The 2018 national survey of online learning indicates that online registrations in Canada are the equivalent of four campus based universities of 25,000 students and five colleges of 10,000. (There are roughly 70 universities and 150 public colleges throughout Canada). However, these are marginal not base cost savings. Most of those online students are also studying on-campus: they are taking a mix of campus-based and online courses. Online learning therefore does allow for some increase in enrolments overall at a lower unit cost than adding more classrooms and campus library space, but this is not large enough to radically reduce the overall cost of tuition.

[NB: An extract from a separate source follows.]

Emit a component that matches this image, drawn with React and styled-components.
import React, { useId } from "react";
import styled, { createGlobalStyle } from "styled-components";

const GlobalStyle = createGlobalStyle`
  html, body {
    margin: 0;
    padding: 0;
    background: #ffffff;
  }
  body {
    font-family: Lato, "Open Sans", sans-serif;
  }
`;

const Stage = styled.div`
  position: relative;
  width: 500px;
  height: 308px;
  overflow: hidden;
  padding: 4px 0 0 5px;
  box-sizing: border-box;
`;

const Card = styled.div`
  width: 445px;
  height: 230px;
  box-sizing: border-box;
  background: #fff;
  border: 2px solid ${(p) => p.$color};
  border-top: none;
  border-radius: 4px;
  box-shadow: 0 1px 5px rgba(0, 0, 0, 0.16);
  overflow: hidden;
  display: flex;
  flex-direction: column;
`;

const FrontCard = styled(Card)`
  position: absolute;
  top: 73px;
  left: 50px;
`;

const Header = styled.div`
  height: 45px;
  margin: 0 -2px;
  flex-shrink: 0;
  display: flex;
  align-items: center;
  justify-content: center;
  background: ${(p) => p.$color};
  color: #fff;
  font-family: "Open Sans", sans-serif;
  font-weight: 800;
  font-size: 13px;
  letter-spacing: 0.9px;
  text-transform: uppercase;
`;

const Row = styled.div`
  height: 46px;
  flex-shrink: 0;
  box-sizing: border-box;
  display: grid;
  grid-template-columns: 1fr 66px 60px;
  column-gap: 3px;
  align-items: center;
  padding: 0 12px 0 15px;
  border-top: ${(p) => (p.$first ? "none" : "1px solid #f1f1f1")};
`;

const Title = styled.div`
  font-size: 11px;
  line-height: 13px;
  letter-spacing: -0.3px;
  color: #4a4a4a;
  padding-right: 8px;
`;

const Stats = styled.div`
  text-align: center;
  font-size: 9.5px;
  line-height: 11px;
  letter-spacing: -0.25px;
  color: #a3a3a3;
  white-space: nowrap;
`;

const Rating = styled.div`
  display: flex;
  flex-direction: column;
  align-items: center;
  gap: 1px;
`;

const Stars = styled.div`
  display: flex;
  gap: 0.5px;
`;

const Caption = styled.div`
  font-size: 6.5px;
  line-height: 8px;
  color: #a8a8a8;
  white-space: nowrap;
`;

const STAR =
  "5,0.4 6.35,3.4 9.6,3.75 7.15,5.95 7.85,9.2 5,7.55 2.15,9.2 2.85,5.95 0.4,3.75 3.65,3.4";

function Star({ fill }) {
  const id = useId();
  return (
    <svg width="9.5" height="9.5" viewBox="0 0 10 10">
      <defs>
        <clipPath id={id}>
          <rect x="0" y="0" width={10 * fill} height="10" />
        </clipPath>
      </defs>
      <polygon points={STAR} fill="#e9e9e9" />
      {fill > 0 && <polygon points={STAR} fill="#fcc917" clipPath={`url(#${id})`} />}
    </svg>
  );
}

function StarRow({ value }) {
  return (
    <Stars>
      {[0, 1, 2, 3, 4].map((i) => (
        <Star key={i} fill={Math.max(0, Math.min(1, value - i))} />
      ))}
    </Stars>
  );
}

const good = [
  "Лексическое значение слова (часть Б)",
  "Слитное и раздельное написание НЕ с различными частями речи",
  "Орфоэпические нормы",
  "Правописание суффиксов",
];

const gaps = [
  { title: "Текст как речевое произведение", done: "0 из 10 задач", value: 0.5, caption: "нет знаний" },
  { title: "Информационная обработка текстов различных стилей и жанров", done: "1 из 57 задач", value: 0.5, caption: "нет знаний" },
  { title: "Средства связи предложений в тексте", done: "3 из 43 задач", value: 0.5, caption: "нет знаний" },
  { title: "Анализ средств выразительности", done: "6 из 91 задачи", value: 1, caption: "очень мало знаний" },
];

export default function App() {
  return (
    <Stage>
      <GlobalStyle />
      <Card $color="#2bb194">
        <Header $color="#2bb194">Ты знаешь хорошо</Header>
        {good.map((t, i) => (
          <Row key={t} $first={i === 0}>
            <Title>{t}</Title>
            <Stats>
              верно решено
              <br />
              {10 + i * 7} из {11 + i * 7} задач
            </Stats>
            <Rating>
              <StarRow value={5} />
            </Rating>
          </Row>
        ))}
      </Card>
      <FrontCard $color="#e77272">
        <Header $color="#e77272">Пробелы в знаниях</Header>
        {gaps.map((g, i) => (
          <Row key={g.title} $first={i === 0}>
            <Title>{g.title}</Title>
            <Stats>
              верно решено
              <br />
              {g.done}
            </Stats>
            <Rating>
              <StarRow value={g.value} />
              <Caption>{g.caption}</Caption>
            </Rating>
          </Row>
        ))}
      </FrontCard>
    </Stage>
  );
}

The other way that online learning could bring down the cost is by automating the online courses so that once they are designed they need no or minimal human support: feedback and assessment would be provided by computer software and artificial intelligence. This is the dream (and fallacy) of those that believe online learning can dramatically reduce the cost of higher education, basically by eliminating the high cost of professors and instructors. However, at least in universities, teaching is only one part of a professor’s job; research takes at least as much of their time and they usually need physical facilities to support their research.
Even more importantly there are very strong pedagogical reasons why automating online learning, at least using current technology over the next 10 years or so, is a bad idea. We need graduates with high level intellectual skills, such as critical thinking, problem solving, and inter-personal skills that cannot be effectively taught yet (if ever) by machines. Learning for most students is personal: they need encouragement and support, they need personal feedback. In other words they need a skilled, knowledgeable person to enable them to succeed. Computers and AI can help students but should not replace the personal touch.
Thinking differently
Many students (and parents) want the campus experience, at least at some time in their life, even if they have to pay for it. However, once they have spent four years on campus, many are quite happy to study further online, especially once they have a job and a family. So it’s not either on-campus or online for most students: they want both, at different points in their life.
Nevertheless, there are important lessons here for institutions and instructors:
- instead of assuming the cost will be the same for online and face-to-face teaching, could we start thinking of how we could just as effectively teach at lower cost, by gradually introducing more automation to teaching (especially regarding the delivery of content) and focusing more on humans/instructors providing stronger learning support for students? This would mean less of sage on the stage and more of guide by the side.
- could we build business models that would encourage more cost-effective teaching through the use of online learning? This could be done in a number of ways:
- graduating more students for the same cost
- graduating better students (more appropriate skills) for the same cost
- maintaining student numbers and outcomes at lower cost
- instead of of automatically increasing on-campus sections to accommodate more students, could we redesign more blended models that would enable instructors to teach more students as effectively, or more students without increasing physical space?
Even a 10% saving or increase in effectiveness would be worthwhile for most institutions – even better if this could be in the way of savings for students on tuition fees. In the long run, I do believe that we could reduce unit costs for teaching through online learning, not by huge amounts, but certainly by up to 10 per cent.
However, this requires developing a deliberate strategy, widespread consultation, careful implementation, and above all, deliberate measurement of the results. And for most students this would still mean a significant campus experience.